== What is required ==
Write each line of the material exactly as given, from the top through the line that contains "import React from", and omit all pictures.

== Information supplied ==
>> Start

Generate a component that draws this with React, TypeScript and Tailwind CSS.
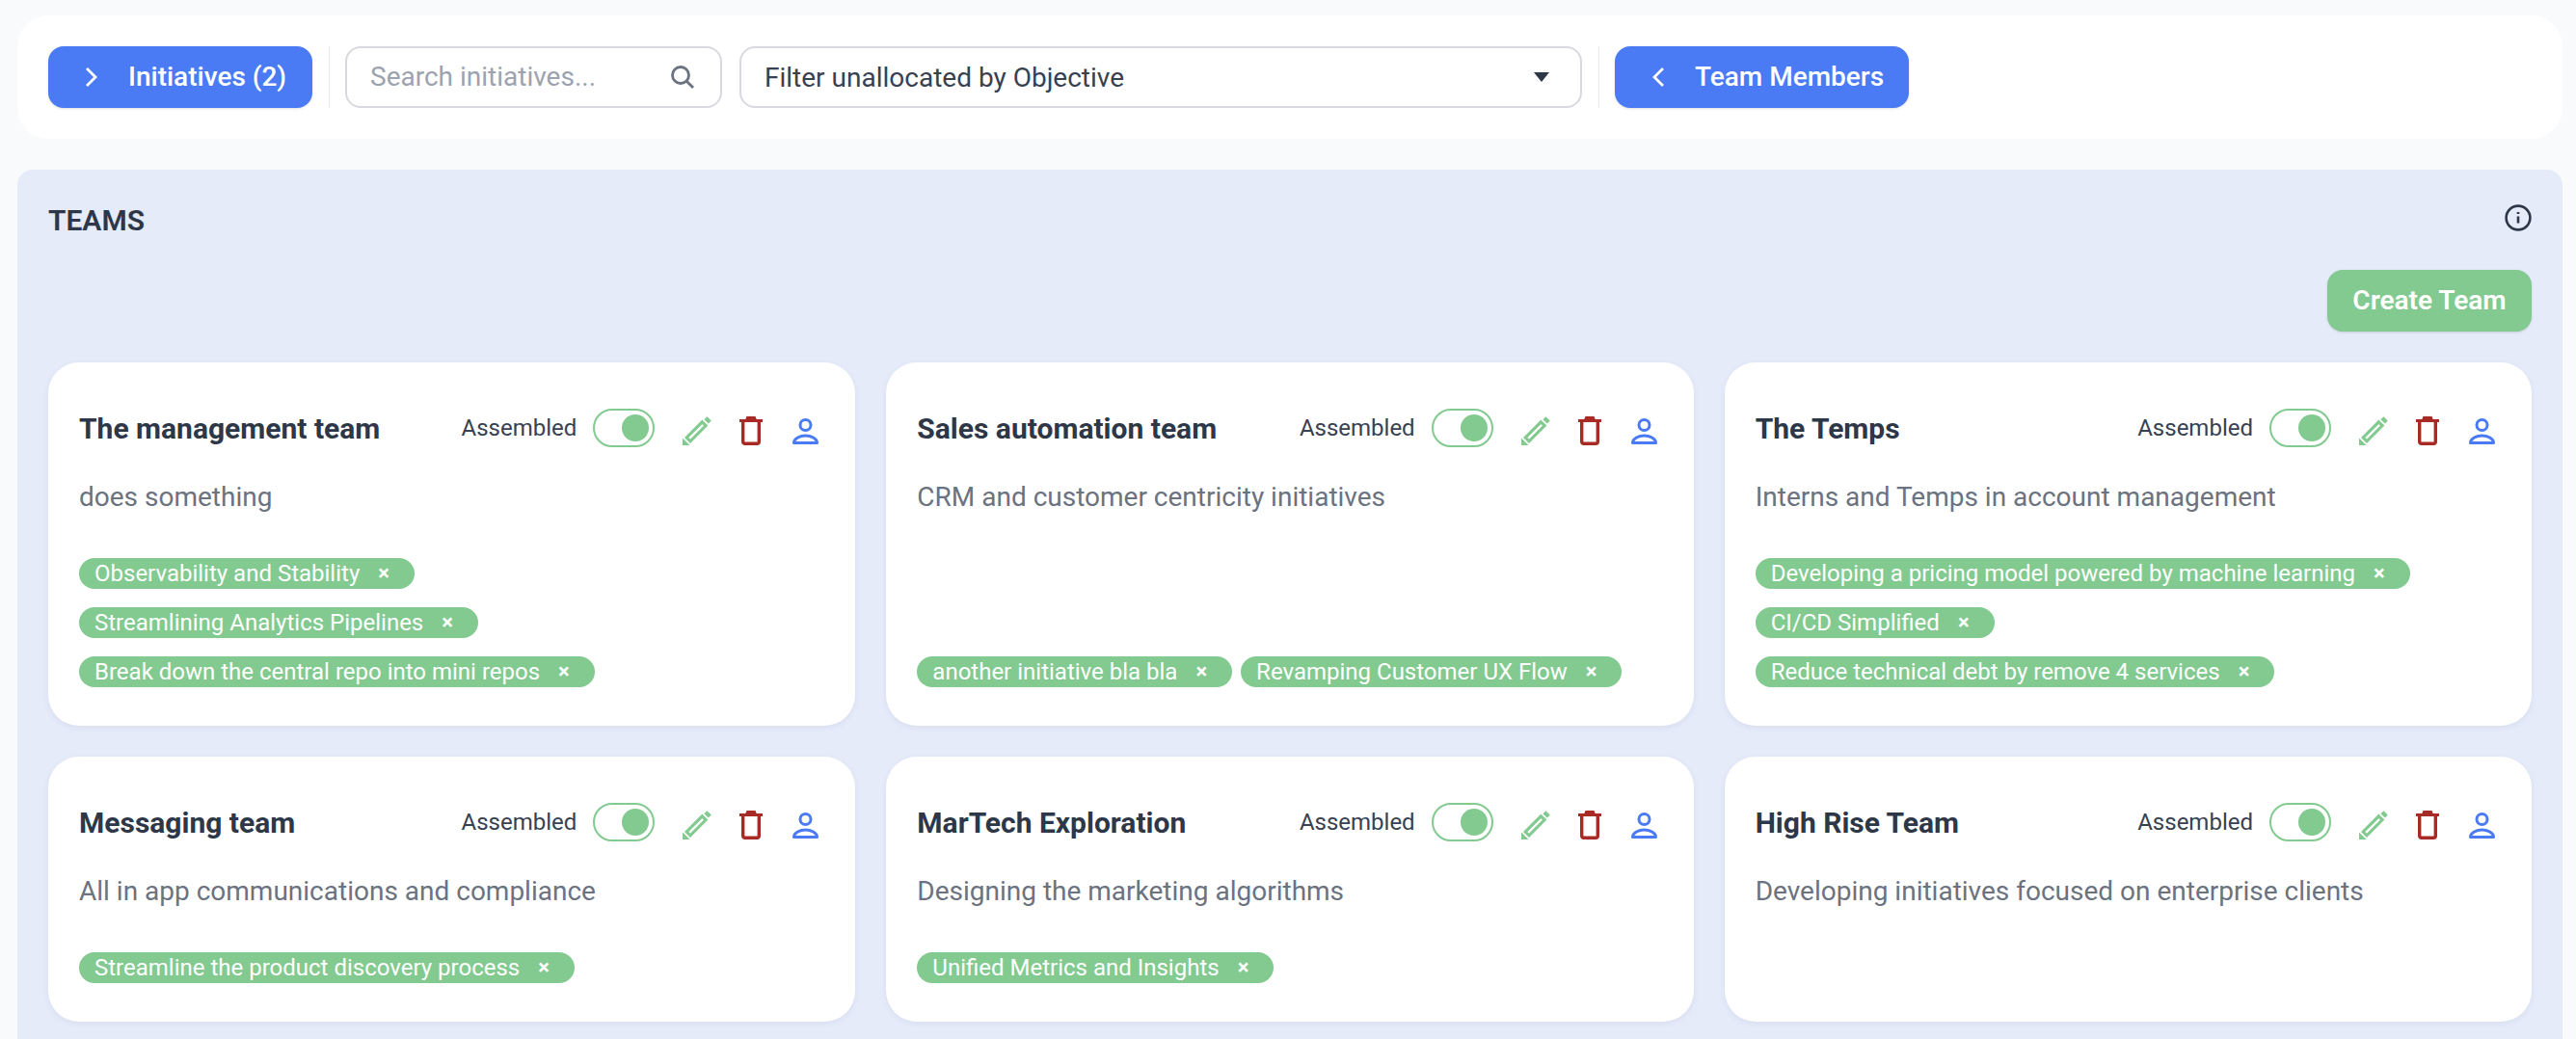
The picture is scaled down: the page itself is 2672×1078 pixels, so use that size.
import React from "react";

const rows = [
  [
    { t: "The management team", d: "does something", tags: ["Observability and Stability", "Streamlining Analytics Pipelines", "Break down the central repo into mini repos"] },
    { t: "Sales automation team", d: "CRM and customer centricity initiatives", tags: ["another initiative bla bla", "Revamping Customer UX Flow"] },
    { t: "The Temps", d: "Interns and Temps in account management", tags: ["Developing a pricing model powered by machine learning", "CI/CD Simplified", "Reduce technical debt by remove 4 services"] },
  ],
  [
    { t: "Messaging team", d: "All in app communications and compliance", tags: ["Streamline the product discovery process"] },
    { t: "MarTech Exploration", d: "Designing the marketing algorithms", tags: ["Unified Metrics and Insights"] },
    { t: "High Rise Team", d: "Developing initiatives focused on enterprise clients", tags: [] as string[] },
  ],
];

function Pencil() {
  return (
    <svg width="30" height="30" viewBox="0 0 30 30" fill="#82ca90" className="shrink-0">
      <path d="M20.4 5.8 24.2 9.6 8 25.8 4.2 22Z" fill="none" stroke="#82ca90" strokeWidth="3.1" strokeLinejoin="miter" />
      <path d="M0 22.4 7.6 30H0Z" />
      <path d="M25.4 .2 29.8 4.6 26.8 7.6 22.4 3.2Z" />
    </svg>
  );
}

function Trash() {
  return (
    <svg width="24" height="30" viewBox="0 0 24 30" className="shrink-0">
      <path d="M0 3h24v3H0z M7.5 0h9l1.2 3H6.3z" fill="#a82a25" />
      <path d="M3.7 6v20.3a2 2 0 0 0 2 2h12.6a2 2 0 0 0 2-2V6" fill="none" stroke="#a82a25" strokeWidth="3.4" />
    </svg>
  );
}

function Person() {
  return (
    <svg width="27" height="27" viewBox="0 0 27 27" fill="none" stroke="#4a7bf5" strokeWidth="3" className="shrink-0">
      <circle cx="13.5" cy="7" r="5.5" />
      <path d="M1.5 25.5c0-4.4 6.4-7.6 12-7.6s12 3.2 12 7.6z" strokeLinejoin="round" />
    </svg>
  );
}

function Card({ t, d, tags }: { t: string; d: string; tags: string[] }) {
  return (
    <div className="bg-white rounded-[32px] pt-[48px] pb-[40px] px-[32px] flex flex-col shadow-[0_2px_6px_rgba(60,80,130,0.08)]">
      <div className="flex items-center h-[40px]">
        <div className="flex-1 text-[30px] leading-[40px] font-bold text-[#2d3748] mt-[2px]">{t}</div>
        <span className="text-[24px] leading-[32px] text-[#374151] mr-[17px]">Assembled</span>
        <div className="w-[64px] h-[40px] rounded-full border-[2px] border-[#82ca90] flex items-center justify-end pr-[4px]">
          <div className="w-[28px] h-[28px] rounded-full bg-[#82ca90]" />
        </div>
        <div className="ml-[29px] flex items-center mt-[6px]">
          <Pencil />
          <div className="ml-[29px]"><Trash /></div>
          <div className="ml-[31px] mr-[6px]"><Person /></div>
        </div>
      </div>
      <p className="mt-[32px] text-[28px] leading-[40px] text-[#6b7280]">{d}</p>
      <div className="mt-auto pt-[43px] pr-[16px] flex flex-wrap gap-x-[9px] gap-y-[19px]">
        {tags.map((x) => (
          <span key={x} className="h-[32px] rounded-full bg-[#82ca90] pl-[16px] pr-[26px] flex items-center text-white text-[24px] leading-[32px] whitespace-nowrap">
            {x}
            <span className="ml-[19px] text-[22px] font-bold leading-none">×</span>
          </span>
        ))}
      </div>
    </div>
  );
}

export default function App() {
  return (
    <div className="h-screen overflow-hidden bg-[#f8fafc] pt-[16px] pl-[18px] pr-[14px] font-['Roboto',sans-serif] antialiased">
      <div className="h-[128px] bg-white rounded-[32px] px-[32px] flex items-center">
        <button className="h-[64px] w-[274px] rounded-[16px] bg-[#4a7bf5] text-white text-[28px] font-medium flex items-center pl-[38px] shadow-sm">
          <svg width="14" height="22" viewBox="0 0 14 22" fill="none" stroke="white" strokeWidth="2.8" className="mr-[31px]"><path d="M2 2l9 9-9 9" /></svg>
          Initiatives (2)
        </button>
        <div className="w-px h-[64px] bg-[#e5e7eb] ml-[17px] mr-[16px]" />
        <div className="w-[391px] h-[64px] rounded-[16px] border-[2px] border-[#d8d9e0] flex items-center pl-[24px] pr-[26px]">
          <span className="flex-1 text-[28px] text-[#9ca3af]">Search initiatives...</span>
          <svg width="26" height="26" viewBox="0 0 26 26" fill="none" stroke="#6b7280" strokeWidth="2.8"><circle cx="11" cy="11" r="8.5" /><path d="M17 17l7 7" /></svg>
        </div>
        <div className="ml-[18px] w-[874px] h-[64px] rounded-[16px] border-[2px] border-[#d8d9e0] flex items-center pl-[24px] pr-[32px]">
          <span className="flex-1 text-[28px] text-[#374151] mt-[2px]">Filter unallocated by Objective</span>
          <svg width="16" height="10" viewBox="0 0 16 10" fill="#2d3748"><path d="M0 0h16L8 10z" /></svg>
        </div>
        <div className="w-px h-[64px] bg-[#e5e7eb] ml-[17px] mr-[16px]" />
        <button className="h-[64px] w-[305px] rounded-[16px] bg-[#4a7bf5] text-white text-[28px] font-medium flex items-center pl-[38px] shadow-sm">
          <svg width="14" height="22" viewBox="0 0 14 22" fill="none" stroke="white" strokeWidth="2.8" className="mr-[31px]"><path d="M12 2l-9 9 9 9" /></svg>
          Team Members
        </button>
      </div>
      <div className="mt-[32px] h-[1000px] bg-[#e5ebf9] rounded-t-[16px] px-[32px]">
        <div className="h-[104px] flex items-center justify-between">
          <span className="text-[30px] font-semibold text-[#2d3748]">TEAMS</span>
          <svg width="28" height="28" viewBox="0 0 28 28" fill="none" stroke="#2d3748" strokeWidth="2.6" className="mt-[-4px]"><circle cx="14" cy="14" r="12.4" /><path d="M14 12.5v7M14 8v2" /></svg>
        </div>
        <div className="flex justify-end">
          <button className="h-[64px] w-[212px] rounded-[16px] bg-[#82ca90] text-white text-[28px] font-semibold shadow-sm">Create Team</button>
        </div>
        <div className="mt-[32px] grid grid-cols-3 gap-[32px]">
          {rows.flat().map((c) => <Card key={c.t} {...c} />)}
        </div>
      </div>
    </div>
  );
}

>> End

== Response below ==
Generate a component that draws this with React, TypeScript and Tailwind CSS.
The picture is scaled down: the page itself is 2672×1078 pixels, so use that size.
import React from "react";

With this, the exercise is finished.